Crossroads of Freedom: Antietam 1862
by James M. McPherson
Oxford University Press, 224 pages, $50.00
September 17, 1862, the day Union and Confederate forces fought at the Battle of Antietam, is the bloodiest day in American history. More than 6,000 Americans were killed—well more than twice the number lost on D-Day. The battle was also the political and diplomatic turning point of the Civil War. McPherson's latest book (its publisher's lead title for the fall season) is a slim account of the battle that does little harm but little good, and hardly justifies its marketing campaign—which seems designed to synergize Civil War and 9/11-anniversary solemnity. Those looking for a detailed, dramatic, and authoritative narrative of Antietam will be far better off reading Stephen W. Sears's Landscape Turned Red.
by V.S. Pritchett, photographs by Evelyn Hofer
David R. Godine, 224 pages, $19.95
Pritchett's graceful and elegiac portrait of London, its history, architecture, literature, and daily life, originally published in 1962, is finally back in print. I've never read a more penetrating or lovelier book on the city. The author, the most accomplished English critic of the second half of the twentieth century, concludes that London is above all a city of conversation, conversation that is "light, sociable, discursive, enquiring ... and is regarded as a relaxation and not as a means to an end."
Sinclair Lewis: Arrowsmith, Elmer Gantry, Dodsworth
edited by Richard R. Lingeman
Library of America, 1346 pages, $40.00
"Sheer Data" (February 2002)
Sinclair Lewis's great accomplishment was, as E. M. Forster marveled, "to lodge a piece of a continent in our imagination." By Benjamin Schwarz
The publisher has already issued the definitive texts of Lewis's greatest novels, Main Street and Babbitt, and with this volume readers now have easy access to all the author's important works from his most creative period, 1920-1930. Through their ceaseless, precise detail these books capture bourgeois midwestern life—its speech, its houses, its gadgets, its caste marks, its stultifying social rounds. Lewis's absorption in this milieu made him able, as E. M. Forster marveled, "to lodge a piece of a continent in our imagination."
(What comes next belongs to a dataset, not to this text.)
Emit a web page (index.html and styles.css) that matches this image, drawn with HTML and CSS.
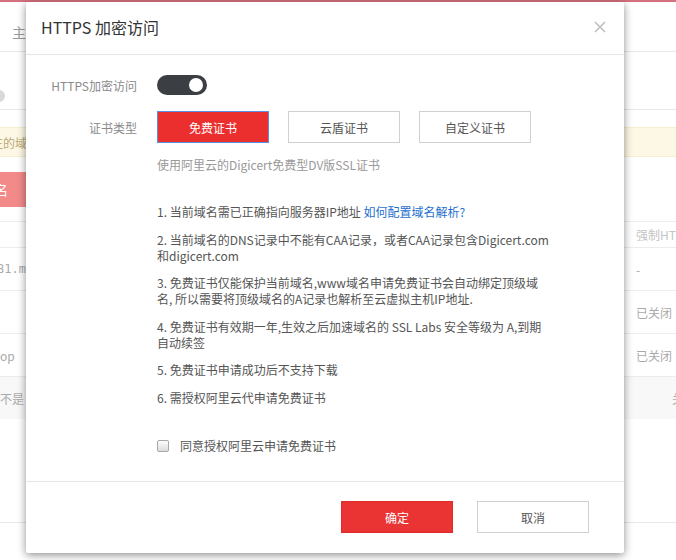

The Intellectuals and the Masses: Pride and Prejudice Among the Literary Intelligentsia, 1880-1939
by John Carey
Academy Chicago Publishers, 246 pages, $16.95
In this reprint of his seminal, disturbing, and excoriating 1992 study, Carey argues that modernist literature is founded on an almost murderous loathing of common men and women. His argument is at times overdrawn, but Carey's assessment of Pound's, Joyce's, Woolf's, and Eliot's crude and unconscionable detestation of the newly educated reader is chilling, and his intricate dissection of the relationship between politics and aesthetics—along with his clean and scintillating style—should serve as a model for literary historians and cultural critics.
The Immortal Dinner
by Penelope Hughes-Hallet
Ivan R. Dee, 360 pages, $27.50
Whereas MacMillan's Paris 1919 takes a large subject and reveals little new about it, Hughes-Hallett's book examines a small topic—a single London dinner party in 1817, which included William Wordsworth, John Keats, and Charles Lamb—to illuminate an entire world. This discursive and lively book uses the party's conversation (which was recorded in great detail in the host's diary) to elucidate not only the personalities and work of the writers but also such subjects as surgical techniques, the London theater, and African exploration.
by Paul Berry and Mark Bostridge
Northeastern University Press, 581 pages, $24.95
This exhaustive but trenchant biography limns Brittain's heartbreaking transformation from shallow jingoist in the First World War to committed pacifist in the Second—and thus, like Brittain's own memoirs, is as much a portrait of a generation as of an artist. With great sensitivity the authors focus on the central struggle in Brittain's professional life (and in that of many women writers): the effort to reconcile the attractions of domesticity and marriage with those of solitude and independence.
High and Mighty
by Keith Bradsher
PublicAffairs, 464 pages, $28.00
Bradsher, The New York Times's Detroit bureau chief for five years, examines the environmental, economic, and—most important—safety problems created by sport-utility vehicles. An intelligent reader will conclude from this meticulous and sober investigation that the makers of these behemoths have exploited a lucrative market of self-regarding urban and suburban consumers who care not a whit that by driving such menacing and wasteful machines they are committing a horrendously antisocial act.
Longitudes and Attitudes: Exploring the World After September 11
by Thomas L. Friedman
Farrar, Straus & Giroux, 400 pages, $26.00
The author, the foreign-affairs columnist for The New York Times, occupies the same position in the cultural and political landscape as that once held by Walter Lippmann—which will confirm for any independent-minded person that our civilization has utterly collapsed. Friedman's latest book, a collection of his columns, displays his peculiar propensity to be at once hokey and pretentious (a typical column takes the form of a memo to "The Arab Street"—a phrase signaling that the conventional wisdom is sure to follow—from "President Bill Clinton"). Friedman says in twelve words ("This book is the product of my own personal journey of exploration") what a competent writer could say in—actually, wouldn't say at all. What's worst about this book's publication, though, is the sickening display of mutual ingratiation on Charlie Rose that will, inevitably, kick off its promotional campaign.